In the classroom, I tried to tease some conversation from the
refugees with a simple game I had used during a brief stint as an ESL
teacher in Bangkok — throwing things at people to try and break the ice.
And so with the football I was feeling them out.

I motioned for the woman to pass the ball to another refugee, who
ducked. The ball bounced off the table and rolled along the floor.

A week or so later at the same complex, which has more than 100
families of Burmese refugees and counting, I was watching people volley
a small wicker-like ball over a net with their feet. The complex has
become something like a little Burma, and on street corners and patches
of grass around the country this game is what you see.

One of the chinlone players turned and smiled at me with what looked
like blood-stained teeth. I remembered the first couple hours of a trip
to Burma in late 2006, when walking around the streets of Rangoon I
became alarmed at an apparent plague in which people were spitting
mouthfuls of blood all over the street. The blood was in fact Betel
nut, the Burmese version of dip.

Also similar to my Burmese trip was the fact that I had little idea
what was going on around me, and could manage real conversation with no
one. I can recall the unfortunate sensation of having crowds of people
point and laugh at me after I had ventured deep into a Rangoon street
market, to purchase a chinlone ball, and ended up stumbling and gagging
around piles of gutted fish.

I’d left the chinlone court and was making my way through a painstaking
interview with a one-armed man — whose non-existent hand I would later
mistakenly try to shake — when a passerby caught his family’s attention. They called
him inside, telling me that he spoke excellent English, which I took to
mean the most basic of conversational skill.

The small man entered in a t-shirt and dress — or longyi, a piece of
cloth that Burmese men wear tied around the waist — and sat beside me on
the couch.

“Hello,” I said loudly and with perfect enunciation. “What is your name?”
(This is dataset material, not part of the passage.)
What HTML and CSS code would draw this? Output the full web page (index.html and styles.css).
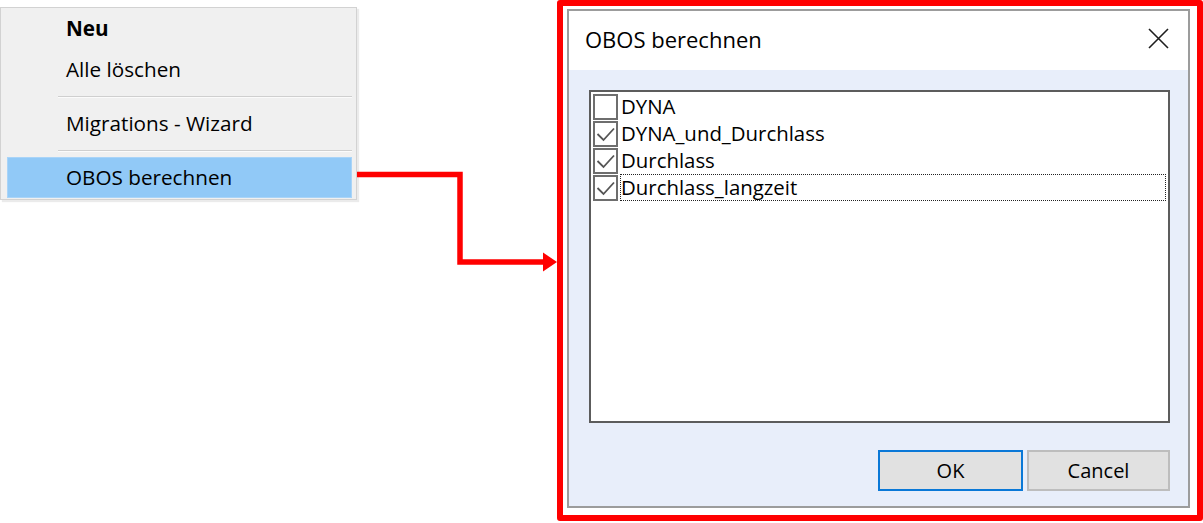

“Chung Len,” I thought I must have heard.

I asked him again.

Did he just say John Glenn?

“Yes,” he said. “John Glenn.”

“Ohhh,” I said, still in my idiot voice. “You have a very famous name. And also, I think, a British accent.”

“Yes,” John Glenn said, with a polite nod of his head. “That is because the British colonized us.”

Why hadn’t anyone told me about this guy?

As it turned out, Glenn had spent his short time in Houston pissing
the agencies off. Named indeed for the astronaut, he had been a student
activist in Rangoon and spent two years in its notorious Insein prison.
After he arrived here in January, he turned his passions from Burma’s
military dictatorship to the resettlement agencies, barraging them with
constant phone calls and emails and even going over their heads to
their parent organizations in Washington, DC.

He started a grassroots advocacy group for local refugees. He even
kept a diary documenting what he sees as the agencies’ neglect. In one
passage, he compares himself to a tiger at a zoo:

“He is sleeping at the corner even the place is noisy. When the
staffs bring meat for them, then they move, eat and sleep again. Beside
that, there’s nothing to do.”

Glenn’s own analysis of the situation could tend toward the dramatic
(the neglect he cites might fairly be attributed to very limited
resources over at the agencies). But he ended up being a huge help with
trying to figure out what refugees here are going through, patiently
wading through hours of confused interviews.

Some refugees were missing food stamps and Medicaid. Some couldn’t
find jobs. Others had never learned how to visit the doctor or ride the
bus. Most had little clue exactly what was going on in their new lives.

“I should be getting a job as an interrogator,” Glenn said in a huff after one particularly exhausting exchange.

On a couple of nights, Glenn rounded up people who wanted to share their
stories with the newspaper, and they sat cross-legged on the floor of
his apartment. There was the usual talk of joblessness, isolation and
bureaucratic confusion. A slight man in camouflage pants leaned into
the circle to interrupt.

His agency had sent him to a job in Louisiana, Glenn translated. But
he ended up far away and in Alabama. Then he was threatened when he tried to leave. The man wanted to know if this was normal here.